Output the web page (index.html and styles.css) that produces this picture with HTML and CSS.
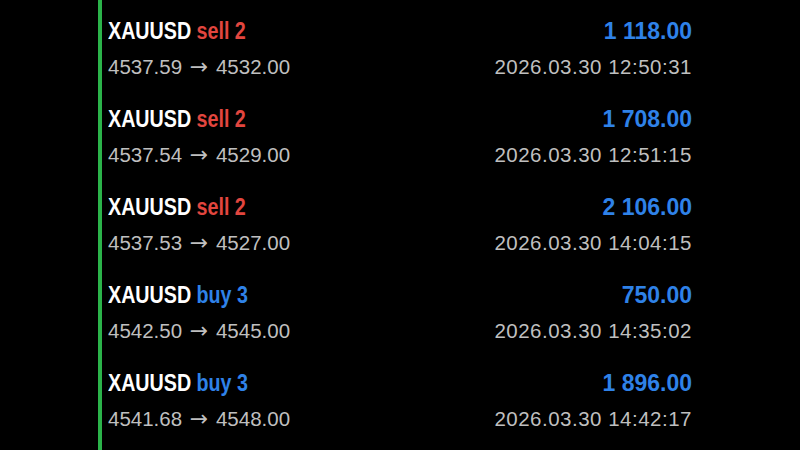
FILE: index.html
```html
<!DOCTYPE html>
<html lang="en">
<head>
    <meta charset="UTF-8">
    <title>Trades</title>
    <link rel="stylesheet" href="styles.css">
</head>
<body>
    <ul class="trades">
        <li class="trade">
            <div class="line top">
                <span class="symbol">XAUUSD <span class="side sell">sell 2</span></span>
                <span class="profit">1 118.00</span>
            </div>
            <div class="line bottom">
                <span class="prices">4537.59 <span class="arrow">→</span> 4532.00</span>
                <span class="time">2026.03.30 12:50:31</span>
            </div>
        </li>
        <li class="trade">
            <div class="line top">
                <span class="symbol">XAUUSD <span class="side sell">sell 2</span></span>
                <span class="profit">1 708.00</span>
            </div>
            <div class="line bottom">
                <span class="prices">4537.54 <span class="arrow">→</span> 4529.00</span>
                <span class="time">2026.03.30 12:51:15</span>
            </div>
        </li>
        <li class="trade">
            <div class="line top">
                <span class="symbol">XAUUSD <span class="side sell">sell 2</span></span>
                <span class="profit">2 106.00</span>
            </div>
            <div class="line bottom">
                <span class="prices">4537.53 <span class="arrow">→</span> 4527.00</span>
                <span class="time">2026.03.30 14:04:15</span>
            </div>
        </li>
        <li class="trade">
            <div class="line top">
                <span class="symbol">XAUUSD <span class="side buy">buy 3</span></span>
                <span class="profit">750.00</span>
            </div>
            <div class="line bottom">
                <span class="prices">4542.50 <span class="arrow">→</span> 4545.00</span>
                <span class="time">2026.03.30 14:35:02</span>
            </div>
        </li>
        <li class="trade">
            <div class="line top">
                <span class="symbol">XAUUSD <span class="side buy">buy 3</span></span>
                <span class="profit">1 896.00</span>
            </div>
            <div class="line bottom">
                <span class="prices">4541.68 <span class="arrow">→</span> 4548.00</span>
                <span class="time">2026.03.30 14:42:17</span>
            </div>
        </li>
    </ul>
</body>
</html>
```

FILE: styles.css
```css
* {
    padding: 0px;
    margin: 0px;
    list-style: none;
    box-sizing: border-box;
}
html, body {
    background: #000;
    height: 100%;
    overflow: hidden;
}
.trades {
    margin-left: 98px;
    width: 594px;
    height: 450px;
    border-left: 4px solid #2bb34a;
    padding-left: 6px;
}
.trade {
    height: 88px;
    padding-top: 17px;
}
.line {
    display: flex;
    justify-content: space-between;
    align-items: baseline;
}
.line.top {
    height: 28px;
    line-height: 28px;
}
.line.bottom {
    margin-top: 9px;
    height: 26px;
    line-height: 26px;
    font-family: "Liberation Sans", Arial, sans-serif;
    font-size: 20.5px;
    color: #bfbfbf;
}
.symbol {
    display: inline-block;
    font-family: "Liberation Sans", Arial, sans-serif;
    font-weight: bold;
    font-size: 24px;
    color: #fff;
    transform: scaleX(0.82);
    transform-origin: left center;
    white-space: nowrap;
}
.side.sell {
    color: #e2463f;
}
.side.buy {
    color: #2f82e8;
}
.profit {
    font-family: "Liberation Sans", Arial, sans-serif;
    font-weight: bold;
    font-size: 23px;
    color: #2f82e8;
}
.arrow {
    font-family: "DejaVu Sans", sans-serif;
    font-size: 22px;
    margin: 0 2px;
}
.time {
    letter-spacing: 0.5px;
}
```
────────────────────
■ Task statement ■
Quote all the lines above exactly as given. Do not include the pictures.

■ Exercise output ■
Output the web page (index.html and styles.css) that produces this picture with HTML and CSS.
FILE: index.html
```html
<!DOCTYPE html>
<html lang="en">
<head>
    <meta charset="UTF-8">
    <title>Trades</title>
    <link rel="stylesheet" href="styles.css">
</head>
<body>
    <ul class="trades">
        <li class="trade">
            <div class="line top">
                <span class="symbol">XAUUSD <span class="side sell">sell 2</span></span>
                <span class="profit">1 118.00</span>
            </div>
            <div class="line bottom">
                <span class="prices">4537.59 <span class="arrow">→</span> 4532.00</span>
                <span class="time">2026.03.30 12:50:31</span>
            </div>
        </li>
        <li class="trade">
            <div class="line top">
                <span class="symbol">XAUUSD <span class="side sell">sell 2</span></span>
                <span class="profit">1 708.00</span>
            </div>
            <div class="line bottom">
                <span class="prices">4537.54 <span class="arrow">→</span> 4529.00</span>
                <span class="time">2026.03.30 12:51:15</span>
            </div>
        </li>
        <li class="trade">
            <div class="line top">
                <span class="symbol">XAUUSD <span class="side sell">sell 2</span></span>
                <span class="profit">2 106.00</span>
            </div>
            <div class="line bottom">
                <span class="prices">4537.53 <span class="arrow">→</span> 4527.00</span>
                <span class="time">2026.03.30 14:04:15</span>
            </div>
        </li>
        <li class="trade">
            <div class="line top">
                <span class="symbol">XAUUSD <span class="side buy">buy 3</span></span>
                <span class="profit">750.00</span>
            </div>
            <div class="line bottom">
                <span class="prices">4542.50 <span class="arrow">→</span> 4545.00</span>
                <span class="time">2026.03.30 14:35:02</span>
            </div>
        </li>
        <li class="trade">
            <div class="line top">
                <span class="symbol">XAUUSD <span class="side buy">buy 3</span></span>
                <span class="profit">1 896.00</span>
            </div>
            <div class="line bottom">
                <span class="prices">4541.68 <span class="arrow">→</span> 4548.00</span>
                <span class="time">2026.03.30 14:42:17</span>
            </div>
        </li>
    </ul>
</body>
</html>
```

FILE: styles.css
```css
* {
    padding: 0px;
    margin: 0px;
    list-style: none;
    box-sizing: border-box;
}
html, body {
    background: #000;
    height: 100%;
    overflow: hidden;
}
.trades {
    margin-left: 98px;
    width: 594px;
    height: 450px;
    border-left: 4px solid #2bb34a;
    padding-left: 6px;
}
.trade {
    height: 88px;
    padding-top: 17px;
}
.line {
    display: flex;
    justify-content: space-between;
    align-items: baseline;
}
.line.top {
    height: 28px;
    line-height: 28px;
}
.line.bottom {
    margin-top: 9px;
    height: 26px;
    line-height: 26px;
    font-family: "Liberation Sans", Arial, sans-serif;
    font-size: 20.5px;
    color: #bfbfbf;
}
.symbol {
    display: inline-block;
    font-family: "Liberation Sans", Arial, sans-serif;
    font-weight: bold;
    font-size: 24px;
    color: #fff;
    transform: scaleX(0.82);
    transform-origin: left center;
    white-space: nowrap;
}
.side.sell {
    color: #e2463f;
}
.side.buy {
    color: #2f82e8;
}
.profit {
    font-family: "Liberation Sans", Arial, sans-serif;
    font-weight: bold;
    font-size: 23px;
    color: #2f82e8;
}
.arrow {
    font-family: "DejaVu Sans", sans-serif;
    font-size: 22px;
    margin: 0 2px;
}
.time {
    letter-spacing: 0.5px;
}
```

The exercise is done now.